§ **Aim**:
Retype exactly what runs from the first line of the data to the line with "FaPlus, FaTimes, FaTimesCircle", keeping both of those lines and skipping pictures.

§ **Information shown**:
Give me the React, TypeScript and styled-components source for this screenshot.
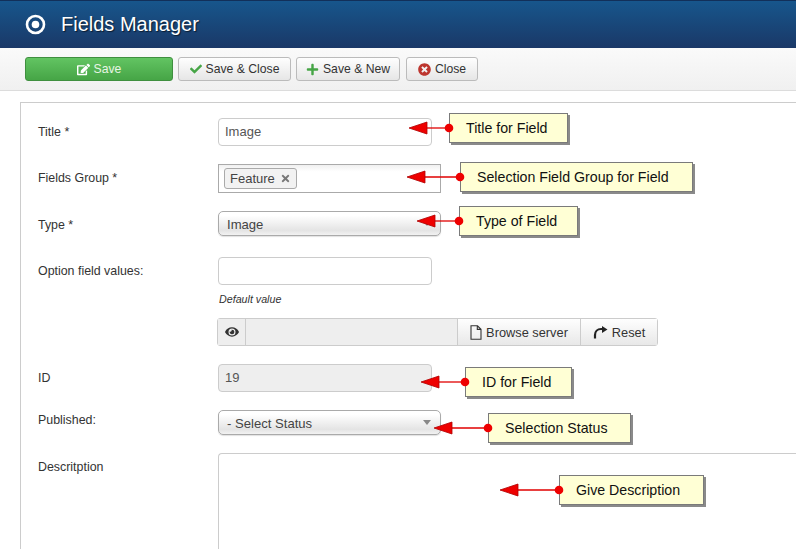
import React from 'react';
import styled, { createGlobalStyle } from 'styled-components';
import { FaCheck, FaEdit, FaEye, FaPlus, FaTimes, FaTimesCircle } from 'react-icons/fa';

const GlobalStyle = createGlobalStyle`
  html, body {
    margin: 0;
    background: #fff;
    font-family: "Liberation Sans", Arial, sans-serif;
    color: #333;
  }
`;

const Page = styled.div`
  position: relative;
  width: 796px;
  height: 549px;
  overflow: hidden;
`;

const Header = styled.header`
  display: flex;
  align-items: center;
  gap: 15px;
  height: 48px;
  box-sizing: border-box;
  padding: 0 0 1px 25px;
  background: linear-gradient(#17568c, #1a3867);
  border-top: 1px solid #12305a;
`;

const Title = styled.h1`
  margin: 0;
  font-size: 20px;
  font-weight: 400;
  color: #fff;
  text-shadow: 1px 1px 1px rgba(0, 0, 0, 0.6);
`;

const Toolbar = styled.div`
  display: flex;
  gap: 5px;
  height: 43px;
  box-sizing: border-box;
  padding: 9px 0 0 25px;
  background: linear-gradient(#fafafa, #f0f0f0);
  border-bottom: 1px solid #dcdcdc;
`;

const ToolButton = styled.button<{ $width: number; $primary?: boolean }>`
  display: flex;
  align-items: center;
  justify-content: center;
  gap: 4px;
  width: ${(p) => p.$width}px;
  height: 24px;
  padding: 0;
  font: 12.2px "Liberation Sans", Arial, sans-serif;
  border-radius: 3px;
  color: ${(p) => (p.$primary ? '#e8f5e4' : '#333')};
  background: ${(p) =>
    p.$primary ? 'linear-gradient(#62c462, #46a546)' : 'linear-gradient(#fefefe, #e6e6e6)'};
  border: 1px solid ${(p) => (p.$primary ? '#3f8f3f' : '#bbb')};
  &:last-child {
    margin-left: 1px;
  }
`;

const Panel = styled.main`
  margin: 11px 0 0 20px;
  padding: 15px 0 0 17px;
  border-top: 1px solid #ccc;
  border-left: 1px solid #ccc;
`;

const Row = styled.div<{ $gap?: number }>`
  display: grid;
  grid-template-columns: 180px 1fr;
  margin-bottom: ${(p) => p.$gap ?? 18}px;
`;

const Label = styled.label<{ $top?: number }>`
  padding-top: ${(p) => p.$top ?? 7}px;
  font-size: 12.4px;
  line-height: 14px;
  color: #333;
`;

const TextBox = styled.div<{ $disabled?: boolean }>`
  width: 214px;
  height: 28px;
  box-sizing: border-box;
  padding: 0 6px;
  font-size: 13px;
  line-height: 26px;
  color: #555;
  background: ${(p) => (p.$disabled ? '#eee' : '#fff')};
  border: 1px solid #ccc;
  border-radius: 4px;
`;

const TagBox = styled.div`
  display: flex;
  align-items: center;
  width: 223px;
  height: 29px;
  box-sizing: border-box;
  padding-left: 5px;
  border: 1px solid #aaa;
  background: linear-gradient(#f0f0f0, #fff 25%);
`;

const Tag = styled.span`
  display: flex;
  align-items: center;
  gap: 5px;
  height: 21px;
  box-sizing: border-box;
  padding: 0 5px;
  font-size: 13px;
  color: #444;
  background: #f2f2f2;
  border: 1px solid #aaa;
  border-radius: 3px;
  svg {
    color: #777;
  }
`;

const SelectBox = styled.div`
  position: relative;
  width: 223px;
  height: 25px;
  box-sizing: border-box;
  padding: 0 8px;
  font-size: 13.1px;
  line-height: 25px;
  color: #444;
  background: linear-gradient(#fff 15%, #e4e4e4 80%, #f2f2f2);
  border: 1px solid #aaa;
  border-radius: 5px;
  box-shadow: 0 1px 1px rgba(0, 0, 0, 0.12);
  &::after {
    content: '';
    position: absolute;
    top: 9px;
    right: 9px;
    border-style: solid;
    border-width: 5px 4px 0;
    border-color: #888 transparent transparent;
  }
`;

const FieldStack = styled.div`
  display: flex;
  flex-direction: column;
`;

const HelpText = styled.em`
  margin: 8px 0 12px 1px;
  font-size: 10.7px;
  line-height: 13px;
  color: #333;
`;

const MediaGroup = styled.div`
  display: flex;
  width: 441px;
  height: 28px;
  margin-left: -1px;
  box-sizing: border-box;
  border: 1px solid #ccc;
  border-radius: 3px;
`;

const MediaEye = styled.span`
  display: flex;
  align-items: center;
  justify-content: center;
  width: 27px;
  background: #eee;
  border-right: 1px solid #ccc;
  color: #333;
`;

const MediaPath = styled.span`
  flex: 1;
  background: #eee;
`;

const MediaButton = styled.span<{ $width: number }>`
  display: flex;
  align-items: center;
  justify-content: center;
  gap: 4px;
  width: ${(p) => p.$width}px;
  box-sizing: border-box;
  font-size: 12.8px;
  color: #333;
  background: linear-gradient(#fefefe, #e8e8e8);
  border-left: 1px solid #ccc;
`;

const TextArea = styled.div`
  height: 200px;
  border: 1px solid #ccc;
  border-right: 0;
  border-radius: 4px 0 0 0;
`;

const CalloutWrap = styled.div<{ $x: number; $y: number }>`
  position: absolute;
  left: ${(p) => p.$x}px;
  top: ${(p) => p.$y}px;
  display: flex;
  align-items: center;
`;

const CalloutBox = styled.div<{ $width: number }>`
  display: flex;
  align-items: center;
  width: ${(p) => p.$width}px;
  height: 30px;
  box-sizing: border-box;
  padding-left: 16px;
  font-size: 14.2px;
  color: #111;
  white-space: nowrap;
  background: #ffffd5;
  border: 1px solid #7a7a7a;
  box-shadow: 2px 2px 0 #8a8a8a;
`;

function Pointer({ length }: { length: number }) {
  return (
    <svg width={length + 5} height={14} viewBox={`0 0 ${length + 5} 14`} style={{ marginRight: -5, zIndex: 1 }}>
      <line x1={18} y1={7} x2={length} y2={7} stroke="#e00000" strokeWidth={1.3} />
      <polygon points="1,7 19,1 19,13" fill="#ee0000" stroke="#b00000" strokeWidth={0.8} />
      <circle cx={length} cy={7} r={4.3} fill="#ee0000" />
    </svg>
  );
}

function Callout(props: { tip: number; top: number; boxLeft: number; boxWidth: number; text: string }) {
  return (
    <CalloutWrap $x={props.tip} $y={props.top}>
      <Pointer length={props.boxLeft - props.tip} />
      <CalloutBox $width={props.boxWidth}>{props.text}</CalloutBox>
    </CalloutWrap>
  );
}

function FileIcon() {
  return (
    <svg width={12} height={15} viewBox="0 0 12 15">
      <path d="M1 .8h6.5L11 4.3v9.9H1zM7.3 1v3.4H11" fill="none" stroke="#333" strokeWidth={1.1} />
    </svg>
  );
}

function RepeatIcon() {
  return (
    <svg width={15} height={13} viewBox="0 0 15 13">
      <path d="M2 12.5V9c0-3.4 2.5-6 6-6h2" fill="none" stroke="#222" strokeWidth={2.2} />
      <polygon points="9,0 14.5,3.4 9,7" fill="#222" />
    </svg>
  );
}

const callouts = [
  { tip: 408, top: 113, boxLeft: 449, boxWidth: 119, text: 'Title for Field' },
  { tip: 406, top: 162, boxLeft: 460, boxWidth: 233, text: 'Selection Field Group for Field' },
  { tip: 416, top: 206, boxLeft: 459, boxWidth: 119, text: 'Type of Field' },
  { tip: 420, top: 367, boxLeft: 465, boxWidth: 107, text: 'ID for Field' },
  { tip: 433, top: 413, boxLeft: 488, boxWidth: 143, text: 'Selection Status' },
  { tip: 499, top: 475, boxLeft: 559, boxWidth: 145, text: 'Give Description' },
];

export default function App() {
  return (
    <Page>
      <GlobalStyle />
      <Header>
        <svg width={21} height={21} viewBox="0 0 21 21">
          <circle cx={10.5} cy={10.5} r={8.5} fill="none" stroke="#fff" strokeWidth={2.6} />
          <circle cx={10.5} cy={10.5} r={3.8} fill="#fff" />
        </svg>
        <Title>Fields Manager</Title>
      </Header>
      <Toolbar>
        <ToolButton $primary $width={148}>
          <FaEdit size={13} color="#fff" /> Save
        </ToolButton>
        <ToolButton $width={113}>
          <FaCheck size={12} color="#46a546" /> Save &amp; Close
        </ToolButton>
        <ToolButton $width={104}>
          <FaPlus size={13} color="#46a546" /> Save &amp; New
        </ToolButton>
        <ToolButton $width={72}>
          <FaTimesCircle size={13} color="#bd362f" /> Close
        </ToolButton>
      </Toolbar>
      <Panel>
        <Row>
          <Label>Title *</Label>
          <TextBox>Image</TextBox>
        </Row>
        <Row>
          <Label>Fields Group *</Label>
          <TagBox>
            <Tag>
              Feature <FaTimes size={11} />
            </Tag>
          </TagBox>
        </Row>
        <Row $gap={21}>
          <Label>Type *</Label>
          <SelectBox>Image</SelectBox>
        </Row>
        <Row>
          <Label>Option field values:</Label>
          <FieldStack>
            <TextBox />
            <HelpText>Default value</HelpText>
            <MediaGroup>
              <MediaEye>
                <FaEye size={14} />
              </MediaEye>
              <MediaPath />
              <MediaButton $width={123}>
                <FileIcon /> Browse server
              </MediaButton>
              <MediaButton $width={77}>
                <RepeatIcon /> Reset
              </MediaButton>
            </MediaGroup>
          </FieldStack>
        </Row>
        <Row>
          <Label>ID</Label>
          <TextBox $disabled>19</TextBox>
        </Row>
        <Row>
          <Label $top={3}>Published:</Label>
          <SelectBox>- Select Status</SelectBox>
        </Row>
        <Row $gap={0}>
          <Label>Descritption</Label>
          <TextArea />
        </Row>
      </Panel>
      {callouts.map((c) => (
        <Callout key={c.text} {...c} />
      ))}
    </Page>
  );
}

§ **Exercise answer**:
Give me the React, TypeScript and styled-components source for this screenshot.
import React from 'react';
import styled, { createGlobalStyle } from 'styled-components';
import { FaCheck, FaEdit, FaEye, FaPlus, FaTimes, FaTimesCircle } from 'react-icons/fa';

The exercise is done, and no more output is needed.